-- Start of Rows --

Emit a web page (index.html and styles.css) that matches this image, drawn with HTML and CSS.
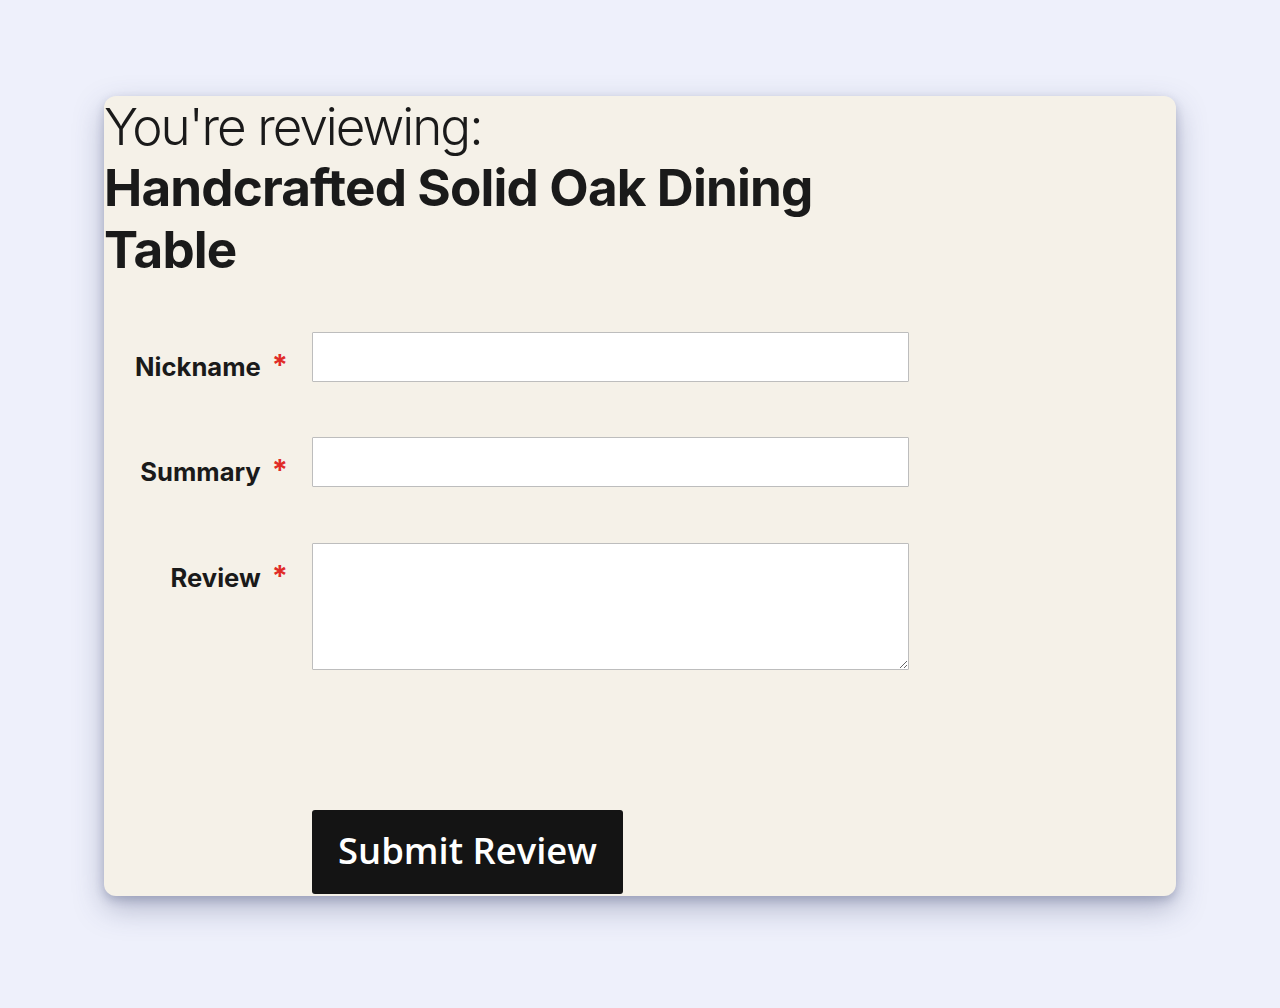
FILE: index.html
```html
<!DOCTYPE html>
<html lang="en">
<head>
<meta charset="utf-8">
<title>Write a review</title>
<link rel="stylesheet" href="styles.css">
</head>
<body>
<div class="card">
  <h1 class="title">
    <span class="title-intro">You're reviewing:</span>
    <span class="title-product">Handcrafted Solid Oak Dining Table</span>
  </h1>
  <form class="review-form">
    <div class="field field-nickname">
      <label class="label required" for="nickname">Nickname</label>
      <input class="control" id="nickname" type="text">
    </div>
    <div class="field field-summary">
      <label class="label required" for="summary">Summary</label>
      <input class="control" id="summary" type="text">
    </div>
    <div class="field field-review">
      <label class="label required" for="review">Review</label>
      <textarea class="control area" id="review"></textarea>
    </div>
    <div class="actions">
      <button class="submit" type="button">Submit Review</button>
    </div>
  </form>
</div>
</body>
</html>
```

FILE: styles.css
```css
html, body {
  margin: 0;
  padding: 0;
}
body {
  background: #eef0fb;
  padding: 96px 104px;
  font-family: Inter, "Noto Sans", sans-serif;
  color: #1a1a1a;
}
.card {
  width: 1072px;
  height: 800px;
  box-sizing: border-box;
  background: #f5f1e8;
  border-radius: 12px;
  overflow: hidden;
  box-shadow: 0 12px 30px rgba(60, 66, 110, 0.34), 0 4px 10px rgba(60, 66, 110, 0.24);
}
.title {
  margin: 0;
  max-width: 760px;
  font-size: 51.2px;
  line-height: 1.2;
  color: #1a1a1a;
}
.title-intro {
  display: block;
  font-weight: 300;
  letter-spacing: -2px;
}
.title-product {
  display: block;
  font-weight: 700;
  letter-spacing: -0.85px;
}
.review-form {
  margin-top: 52px;
}
.field {
  display: grid;
  grid-template-columns: 208px 597px;
  align-items: start;
}
.field-nickname {
  margin-bottom: 55px;
}
.field-summary {
  margin-bottom: 56px;
}
.field-review {
  margin-bottom: 140px;
}
.label {
  padding-top: 20px;
  padding-right: 24px;
  text-align: right;
  font-size: 25.6px;
  line-height: 30px;
  font-weight: 700;
  color: #1a1a1a;
}
.required::after {
  content: "*";
  color: #e02b27;
  margin-left: 11px;
  font-size: 29px;
  line-height: 0;
  position: relative;
  top: -1px;
}
.control {
  box-sizing: border-box;
  width: 597px;
  height: 50px;
  margin: 0;
  border: 1px solid #bdbdbd;
  background: #fff;
  border-radius: 1px;
  font: inherit;
  font-size: 18px;
  padding: 0 10px;
}
.area {
  height: 127px;
  resize: vertical;
  padding: 10px;
}
.actions {
  padding-left: 208px;
}
.submit {
  font-family: "Open Sans", sans-serif;
  font-size: 36.4px;
  font-weight: 600;
  line-height: 49px;
  padding: 15.5px 26px 19.5px;
  background: #141414;
  color: #fff;
  border: 0;
  border-radius: 3px;
  cursor: pointer;
}
```
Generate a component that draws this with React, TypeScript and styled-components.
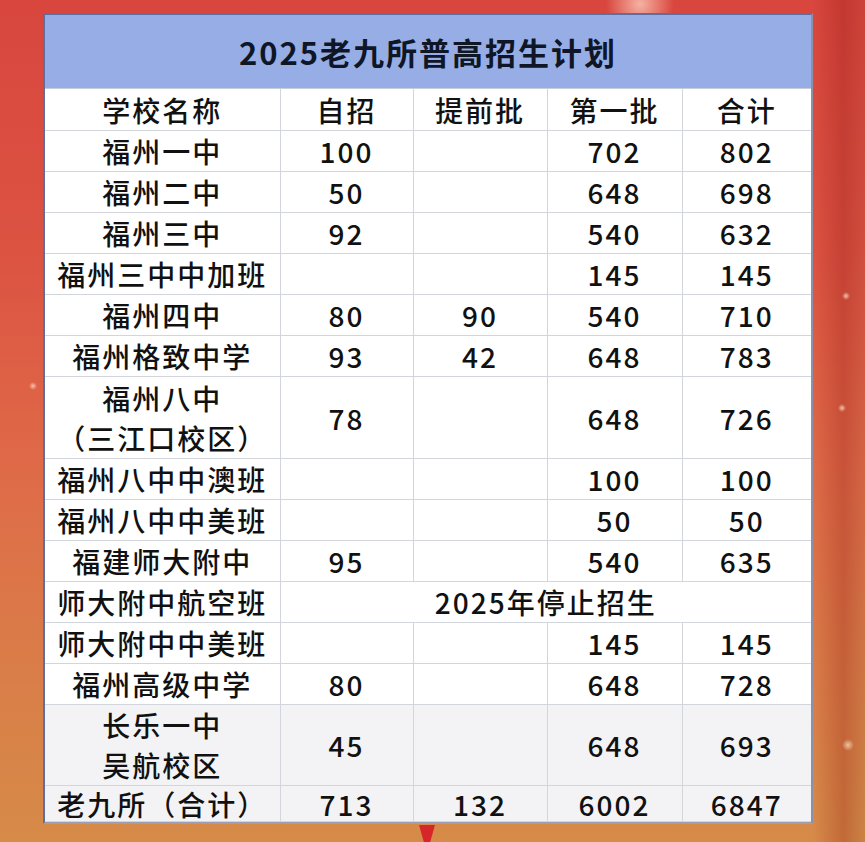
import styled, { createGlobalStyle } from "styled-components";

const GlobalStyle = createGlobalStyle`
  html, body {
    margin: 0;
    padding: 0;
  }
  body {
    width: 865px;
    height: 842px;
    overflow: hidden;
    font-family: "Noto Sans CJK SC", "Noto Sans", sans-serif;
  }
`;

const Stage = styled.div`
  width: 865px;
  height: 842px;
  box-sizing: border-box;
  padding: 13px 0 0 43px;
  display: flex;
  flex-direction: column;
  align-items: flex-start;
  background:
    radial-gradient(circle at 640px 4px, rgba(255, 214, 196, 0.75) 0, rgba(255, 214, 196, 0) 34px),
    radial-gradient(circle at 846px 296px, rgba(255, 225, 200, 0.8) 0, rgba(255, 225, 200, 0) 4px),
    radial-gradient(circle at 842px 408px, rgba(255, 225, 200, 0.8) 0, rgba(255, 225, 200, 0) 4px),
    radial-gradient(circle at 33px 386px, rgba(255, 220, 200, 0.8) 0, rgba(255, 220, 200, 0) 4px),
    radial-gradient(circle at 848px 745px, rgba(255, 235, 200, 0.7) 0, rgba(255, 235, 200, 0) 6px),
    linear-gradient(90deg, rgba(0, 0, 0, 0) 94%, rgba(140, 20, 15, 0.28) 97.5%, rgba(0, 0, 0, 0.05) 100%),
    linear-gradient(180deg, #d8463e 0%, #dc5342 30%, #df6a48 55%, #da7c48 78%, #d68b48 100%);
`;

const Board = styled.div`
  width: 770px;
  box-sizing: border-box;
  border: 2px solid #5f6e9f;
  border-right-color: #8a91aa;
  border-bottom-color: #9aa0b2;
  background: #ffffff;
`;

const Grid = styled.table`
  width: 100%;
  border-collapse: collapse;
  table-layout: fixed;
  color: #111111;
`;

const TitleCell = styled.th`
  height: 73px;
  padding: 0;
  background: #96ade6;
  color: #0f1626;
  font-size: 31px;
  font-weight: 700;
  letter-spacing: 2px;
  text-align: center;
  border-bottom: 1px solid #c9cdd8;
`;

const Row = styled.tr<{ $h: number; $shade?: boolean }>`
  height: ${(p) => p.$h}px;
  background: ${(p) => (p.$shade ? "#f3f3f5" : "#ffffff")};
`;

const Cell = styled.td`
  padding: 0;
  border: 1px solid #d3d5dc;
  text-align: center;
  vertical-align: middle;
  font-size: 28px;
  font-weight: 500;
  letter-spacing: 2px;
  line-height: 32px;
  white-space: nowrap;

  &:first-child {
    border-left: none;
  }
  &:last-child {
    border-right: none;
  }
`;

const HeadCell = styled(Cell).attrs({ as: "th" })``;

const Line = styled.div<{ $tall: boolean }>`
  line-height: ${(p) => (p.$tall ? "40px" : "32px")};
`;

const Marker = styled.div`
  margin: 1px 0 0 376px;
  width: 16px;
  height: 20px;
  background: #d6262a;
  clip-path: polygon(0 0, 100% 0, 70% 100%, 30% 100%);
`;

interface IRow {
  name: string[];
  zi?: string;
  ti?: string;
  di?: string;
  he?: string;
  note?: string;
  h?: number;
  shade?: boolean;
}

const rows: IRow[] = [
  { name: ["福州一中"], zi: "100", di: "702", he: "802" },
  { name: ["福州二中"], zi: "50", di: "648", he: "698" },
  { name: ["福州三中"], zi: "92", di: "540", he: "632" },
  { name: ["福州三中中加班"], di: "145", he: "145" },
  { name: ["福州四中"], zi: "80", ti: "90", di: "540", he: "710" },
  { name: ["福州格致中学"], zi: "93", ti: "42", di: "648", he: "783" },
  { name: ["福州八中", "（三江口校区）"], zi: "78", di: "648", he: "726", h: 82 },
  { name: ["福州八中中澳班"], di: "100", he: "100" },
  { name: ["福州八中中美班"], di: "50", he: "50" },
  { name: ["福建师大附中"], zi: "95", di: "540", he: "635" },
  { name: ["师大附中航空班"], note: "2025年停止招生" },
  { name: ["师大附中中美班"], di: "145", he: "145" },
  { name: ["福州高级中学"], zi: "80", di: "648", he: "728" },
  { name: ["长乐一中", "吴航校区"], zi: "45", di: "648", he: "693", h: 80, shade: true },
  { name: ["老九所（合计）"], zi: "713", ti: "132", di: "6002", he: "6847", h: 36, shade: true },
];

function App() {
  return (
    <>
      <GlobalStyle />
      <Stage>
        <Board>
          <Grid>
            <colgroup>
              <col style={{ width: 235 }} />
              <col style={{ width: 133 }} />
              <col style={{ width: 134 }} />
              <col style={{ width: 135 }} />
              <col />
            </colgroup>
            <thead>
              <tr>
                <TitleCell colSpan={5}>2025老九所普高招生计划</TitleCell>
              </tr>
              <Row $h={42}>
                <HeadCell>学校名称</HeadCell>
                <HeadCell>自招</HeadCell>
                <HeadCell>提前批</HeadCell>
                <HeadCell>第一批</HeadCell>
                <HeadCell>合计</HeadCell>
              </Row>
            </thead>
            <tbody>
              {rows.map((r) => (
                <Row key={r.name.join("")} $h={r.h ?? 41} $shade={r.shade}>
                  <Cell>
                    {r.name.map((line) => (
                      <Line key={line} $tall={r.name.length > 1}>
                        {line}
                      </Line>
                    ))}
                  </Cell>
                  {r.note ? (
                    <Cell colSpan={4}>{r.note}</Cell>
                  ) : (
                    <>
                      <Cell>{r.zi}</Cell>
                      <Cell>{r.ti}</Cell>
                      <Cell>{r.di}</Cell>
                      <Cell>{r.he}</Cell>
                    </>
                  )}
                </Row>
              ))}
            </tbody>
          </Grid>
        </Board>
        <Marker />
      </Stage>
    </>
  );
}

export default App;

-- End of Rows --

Copy out every line holding the string "components".

Result for this task ▸
Generate a component that draws this with React, TypeScript and styled-components.
import styled, { createGlobalStyle } from "styled-components";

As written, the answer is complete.